More About Google Print

Prediction: we’ll talk about Google Print until they debut the beta, then we’ll talk about it more.

Copyfight posted some followup on Google’s announcement earlier this week. Of note was a quote from Michael Madison:

A first thought: It’s one more example, and a pretty important one, of the fading of the lines separating copyright law from communications law. Is Google Print an information conduit? A massive, rogue P2P technology? Is it a contributory infringer? A publisher?
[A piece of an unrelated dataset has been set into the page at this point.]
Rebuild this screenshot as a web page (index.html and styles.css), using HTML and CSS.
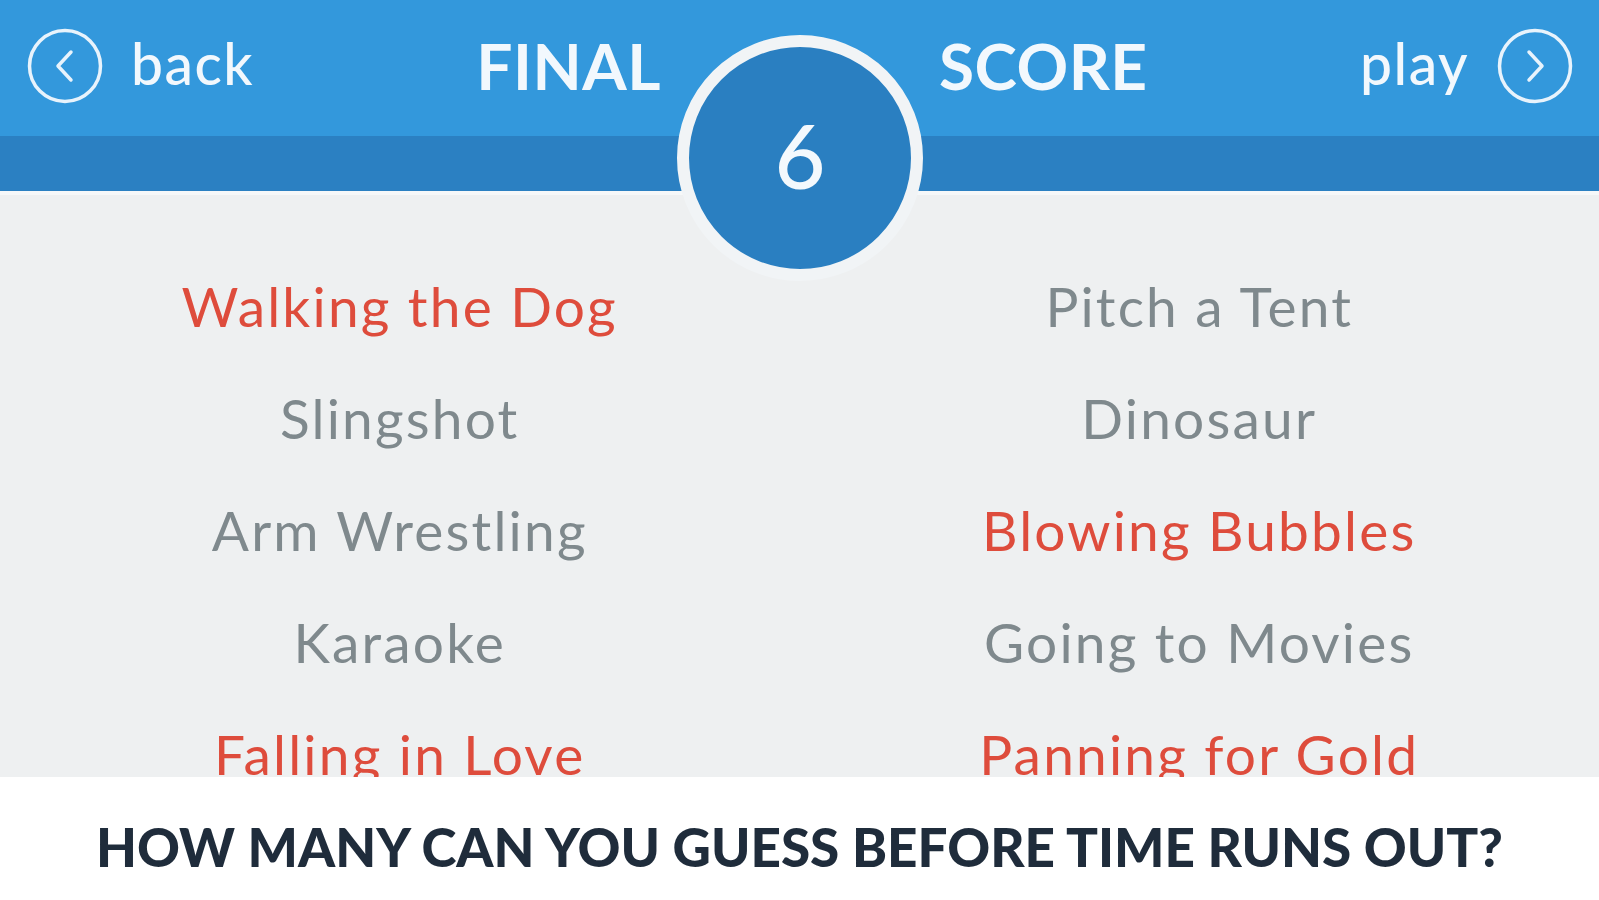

From whom, if anyone, does it need licenses, and who, if anyone, should regulate it, and how, if at all?

TeleRead started talking about how Google Print will be presented:

My understanding, which may be wrong, is that Google will OCR the page scans, but do only cursory machine cleanup of the raw unstructured text that results. This approach is which I call “raw digital text” or RDT), and use the still-error-laden RDT in their search system to pull up the page scans.

You can see this approach now in the way Amazon presents results of its “search inside this book” feature. The text is indexed for searching, but clicking on the results brings up the scanned, bitmapped pages. When available, the feature is incredibly useful, but I feel cheated when I try to copy and paste the text.

TeleRead points out that this is also how the University of Michigan’s Making of America collection works.

MoA scanned the books, placed the scanned page images online, and built a search engine to search the resulting RDT from OCR. Then, one by one they have been converting the RDT from selected books to highly-proofed SDT (structured digital text) using human proofers and TEI (I think) for structuring. So, the scans came first, and then the cleanup was (and is being) done at a later time.

The excitement here, for TeleRead, is that Google might end up contributing to efforts like Project Gutenberg and could benefit greatly from the Distributed Proofreaders volunteers.